At this point, you hopefully have a high level understanding of some key deep learning principles: features, embeddings, losses, and how they all interact with each other. Unfortunately for me, some of my readers complained that this was not enough, and that without an end to end example that showed how the intuition could be applied, this whole project was meaningless. sigh. Even though I was really hoping to avoid digging into the specifics of a deep learning library, I think my readers are probably right. Hold on tight folks, this one is going to be a long one.

There are countless starter examples for deep learning. Most of these implement a small neural network that can learn to classify handwritten numbers from 0 to 9 (aka MNIST). Many of these tutorials are quite good for understanding the particular syntax of a specific library, but they do a poor job of linking the code to some deeper understanding of ML. In part that is because the deeper understanding doesn't really exist -- the answer to 'why' is 'because'.
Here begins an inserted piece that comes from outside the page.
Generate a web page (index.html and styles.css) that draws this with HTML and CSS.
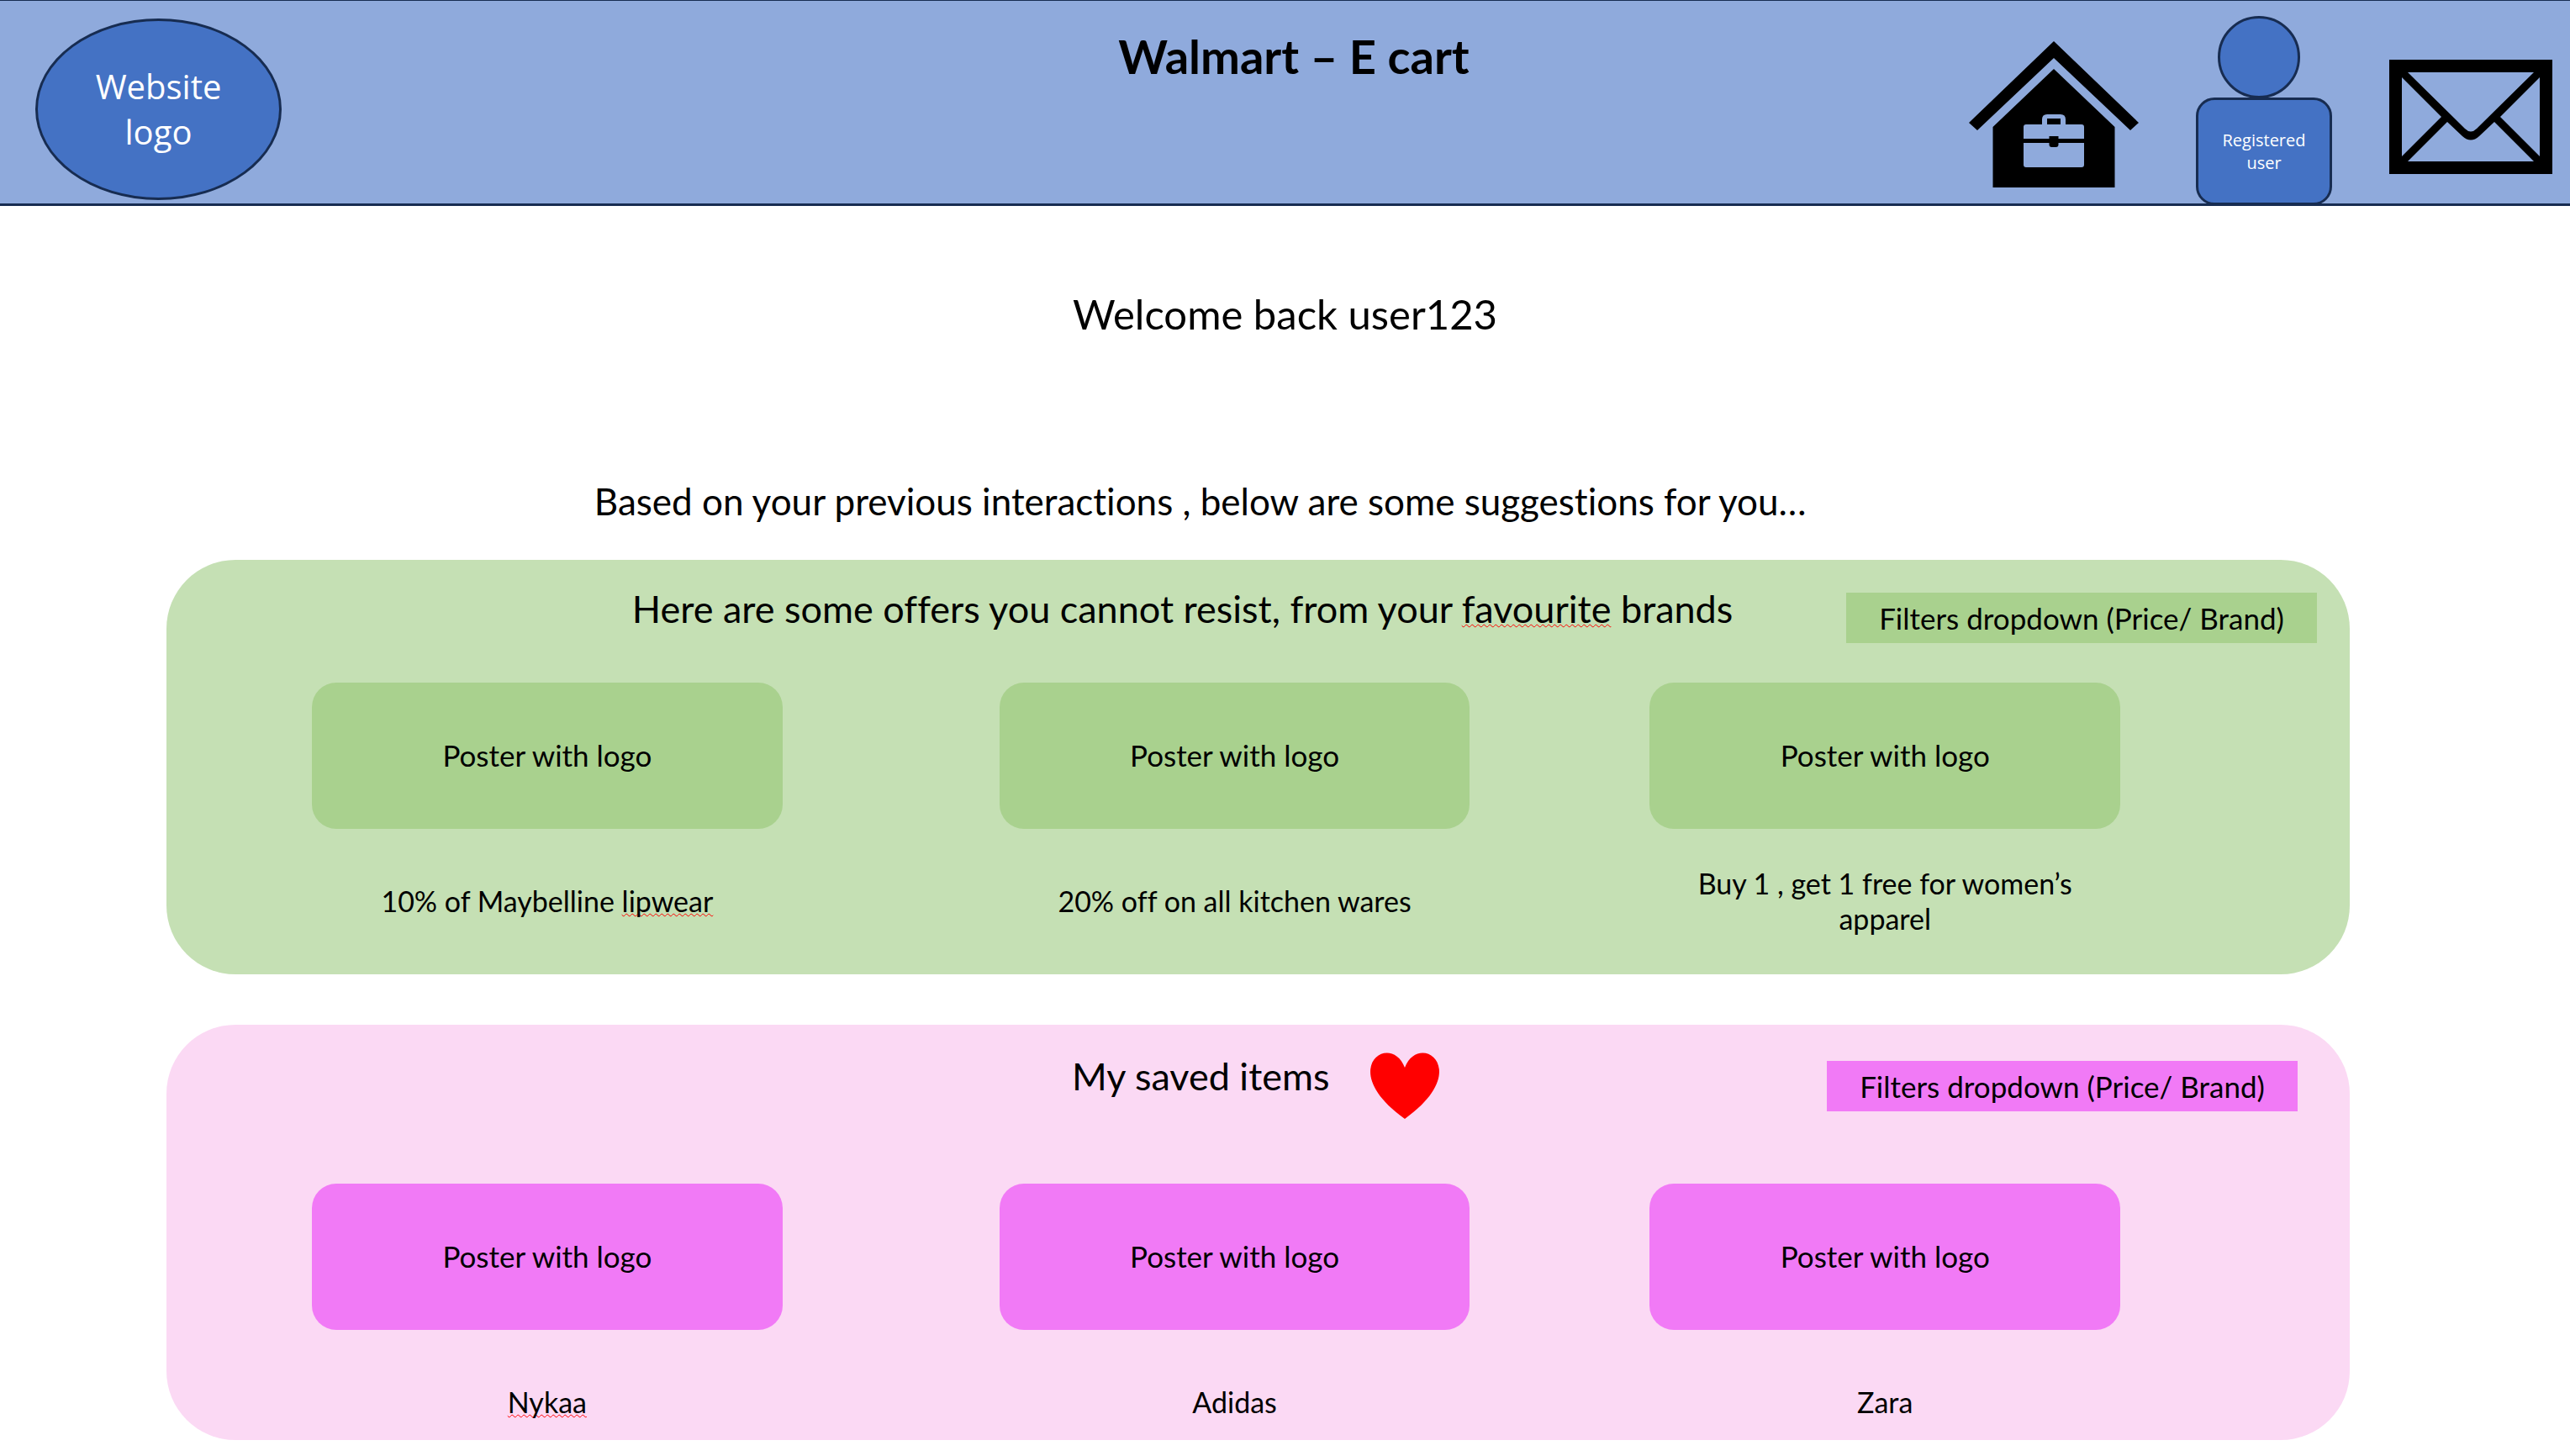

I wish I could say that this frustration goes away. It doesn't. I still feel like this when I read new ML papers.

In this tutorial, I'll instead do something totally different by teaching you how to implement a small neural network that can learn to classify handwritten numbers from 0 to 9. We're not going to touch code until the very end -- instead, we'll spend a lot of time trying to think through the problem in order to build some intuition of what we should be doing. All parts of the tutorial will be grounded in the previous SimpleDL lessons. Even though MNIST is a really well known dataset with countless 'solutions', I'll try to approach the task as if it was a real world learning problem.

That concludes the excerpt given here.